Two years later the alchemy of converting concrete eyesore into
community treasure began.
Production of the Great Wall has involved the support of many
government agencies, community organizations, businesses, corporations,
foundations, and individuals. This support has taken the form of cash
contributions, donations of supplies and equipment, and offered
services. In the first several years, SPARC received a great deal of
support for the project from governmental juvenile justice funding
sources. In recent years, more private sector funding has made the
Great Wall possible. Throughout the years, assistance has come from the
Summer Youth Employment Program, the Army Corps of Engineers, and the
Flood Control District.
The Longest Mural In The World

The Great Wall was already the longest mural after the summer of 1976
when a team of 80 youths referred by the criminal justice department,
ten artists and five historians collaborated under the direction of
Chicana artist Judith Francisco Baca to paint 1 , 000 feet of
California history from the days of dinosaurs to 1910 in the Tujungo
Wash drainage canal in the San Fernando Valley.

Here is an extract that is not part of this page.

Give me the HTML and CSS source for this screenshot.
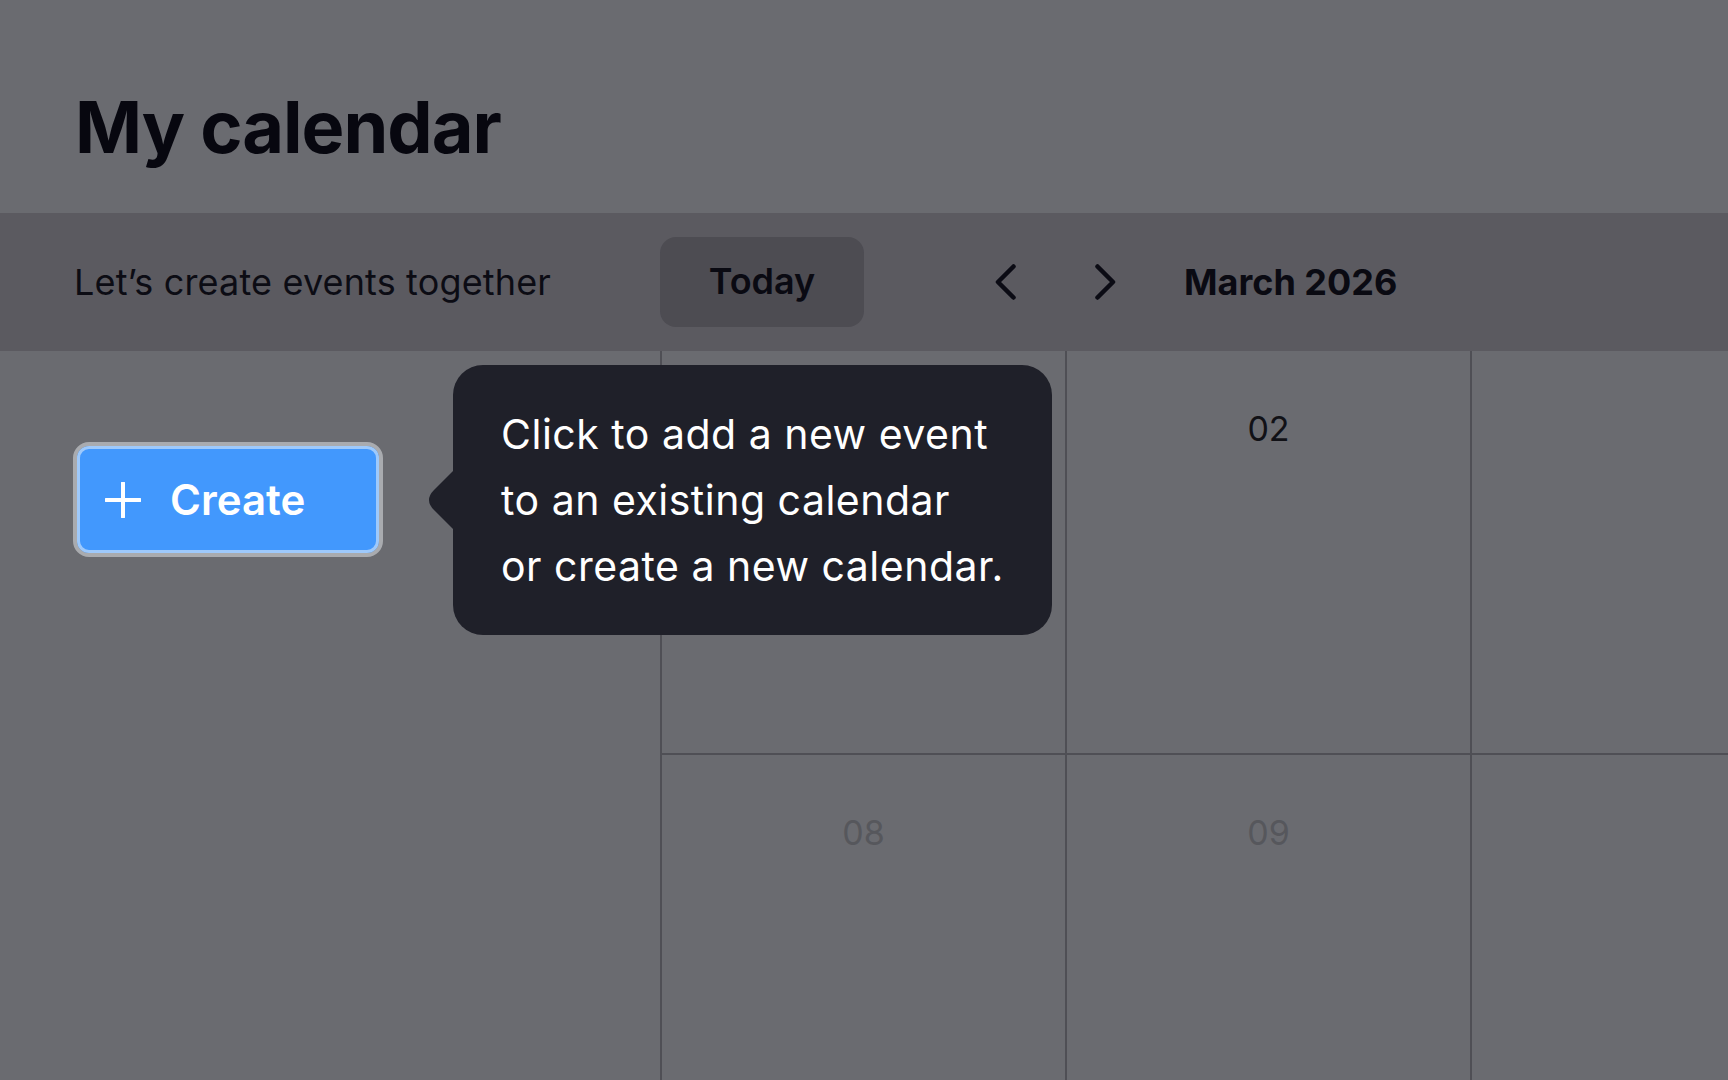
FILE: index.html
```html
<!DOCTYPE html>
<html lang="en">
<head>
<meta charset="utf-8">
<title>My calendar</title>
<link rel="stylesheet" href="styles.css">
</head>
<body>
<div class="app">
  <header class="page-header">
    <h1 class="title">My calendar</h1>
  </header>
  <div class="toolbar">
    <div class="toolbar-left">
      <p class="subtitle">Let’s create events together</p>
    </div>
    <button class="today-btn" type="button">Today</button>
    <div class="nav">
      <button class="nav-btn" type="button" aria-label="Previous month">
        <svg width="22" height="36" viewBox="0 0 22 36" fill="none"><path d="M18.5 2.5 L3 18 L18.5 33.5" stroke="#0b0b14" stroke-width="4.5" stroke-linecap="round" stroke-linejoin="round"/></svg>
      </button>
      <button class="nav-btn" type="button" aria-label="Next month">
        <svg width="22" height="36" viewBox="0 0 22 36" fill="none"><path d="M3.5 2.5 L19 18 L3.5 33.5" stroke="#0b0b14" stroke-width="4.5" stroke-linecap="round" stroke-linejoin="round"/></svg>
      </button>
    </div>
    <h2 class="month">March 2026</h2>
  </div>
  <div class="main">
    <aside class="sidebar">
      <div class="create-wrap">
        <button class="create-btn" type="button">
          <svg class="plus" width="36" height="36" viewBox="0 0 36 36" fill="none"><path d="M18 1 V35 M1 18 H35" stroke="#ffffff" stroke-width="4" stroke-linecap="round"/></svg>
          <span>Create</span>
        </button>
        <div class="tooltip" role="tooltip">
          <svg class="tooltip-arrow" width="24" height="58" viewBox="0 0 24 58"><path d="M24 0 L5 19 Q-5 29 5 39 L24 58 Z" fill="#1f2029"/></svg>
          <p class="tooltip-text">Click to add a new event<br>to an existing calendar<br>or create a new calendar.</p>
        </div>
      </div>
    </aside>
    <div class="grid">
      <div class="cell"></div>
      <div class="cell"><span class="day">02</span></div>
      <div class="cell"></div>
      <div class="cell"><span class="day muted">08</span></div>
      <div class="cell"><span class="day muted">09</span></div>
      <div class="cell"></div>
    </div>
  </div>
</div>
</body>
</html>
```

FILE: styles.css
```css
* {
  box-sizing: border-box;
}

html, body {
  margin: 0;
  padding: 0;
  height: 100%;
}

body {
  font-family: Inter, "Noto Sans", "Liberation Sans", sans-serif;
  background: #6a6b70;
  color: #0a0a12;
  overflow: hidden;
}

.app {
  width: 1728px;
  height: 1080px;
  display: flex;
  flex-direction: column;
  overflow: hidden;
}

.page-header {
  height: 213px;
  flex: none;
  padding: 91px 0 0 75px;
  background: #6a6b70;
}

.title {
  margin: 0;
  font-size: 72px;
  line-height: 72px;
  font-weight: 700;
  letter-spacing: -1px;
  color: #07070f;
}

.toolbar {
  height: 138px;
  flex: none;
  display: flex;
  align-items: center;
  background: #5b5a60;
}

.toolbar-left {
  width: 660px;
  flex: none;
  padding-left: 74px;
}

.subtitle {
  margin: 0;
  font-size: 36px;
  font-weight: 400;
  letter-spacing: 0.15px;
  color: #0c0c14;
  white-space: nowrap;
}

.today-btn {
  width: 204px;
  height: 90px;
  flex: none;
  border: none;
  border-radius: 16px;
  background: #4d4c52;
  font-family: inherit;
  font-size: 36px;
  font-weight: 600;
  color: #0a0a12;
  padding: 0 0 2px 0;
}

.nav {
  display: flex;
  gap: 51px;
  margin-left: 118px;
}

.nav-btn {
  width: 48px;
  height: 48px;
  border: none;
  background: transparent;
  padding: 0;
  display: flex;
  align-items: center;
  justify-content: center;
}

.month {
  margin: 0 0 0 55px;
  font-size: 36px;
  font-weight: 700;
  color: #0a0a12;
  white-space: nowrap;
}

.main {
  flex: 1;
  display: flex;
  min-height: 0;
}

.sidebar {
  width: 660px;
  flex: none;
  padding: 91px 0 0 73px;
}

.create-wrap {
  position: relative;
  width: 310px;
}

.create-btn {
  width: 310px;
  height: 115px;
  display: flex;
  align-items: center;
  gap: 29px;
  padding: 0 0 0 28px;
  border: 4px solid #a9abaf;
  border-radius: 16px;
  box-shadow: inset 0 0 0 3px #9ec9fb;
  background: #4298fd;
  color: #ffffff;
  font-family: inherit;
  font-size: 42px;
  font-weight: 600;
}

.plus {
  flex: none;
}

.tooltip {
  position: absolute;
  left: 380px;
  top: 50%;
  transform: translateY(-50%);
  width: 599px;
  padding: 36px 40px 36px 48px;
  border-radius: 30px;
  background: #1f2029;
  color: #ffffff;
}

.tooltip-arrow {
  position: absolute;
  left: -24px;
  top: 50%;
  margin-top: -29px;
}

.tooltip-text {
  margin: 0;
  font-size: 41px;
  line-height: 66px;
  font-weight: 400;
  letter-spacing: 0.5px;
  white-space: nowrap;
}

.grid {
  flex: none;
  display: grid;
  grid-template-columns: repeat(3, 405px);
  grid-auto-rows: 404px;
}

.cell {
  border-left: 2px solid #4f4f55;
  border-bottom: 2px solid #4f4f55;
  padding-top: 57px;
  text-align: center;
}

.day {
  font-size: 34px;
  font-weight: 400;
  color: #111116;
}

.day.muted {
  color: #56575c;
}
```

But Baca, executive
director of the Social and Public Art Resource Center in Venice,
California, with a history of large collaborative mural projects behind
her,
was not ready to stop at 1910. Mural Makers worked in the wash again in
the summers of 1978, 1980, 1981 and 1983. Each year they added 350 feet
and a decade of history seen from the viewpoint of California ethnic
groups: Their contributions and their struggles to overcome obstacles.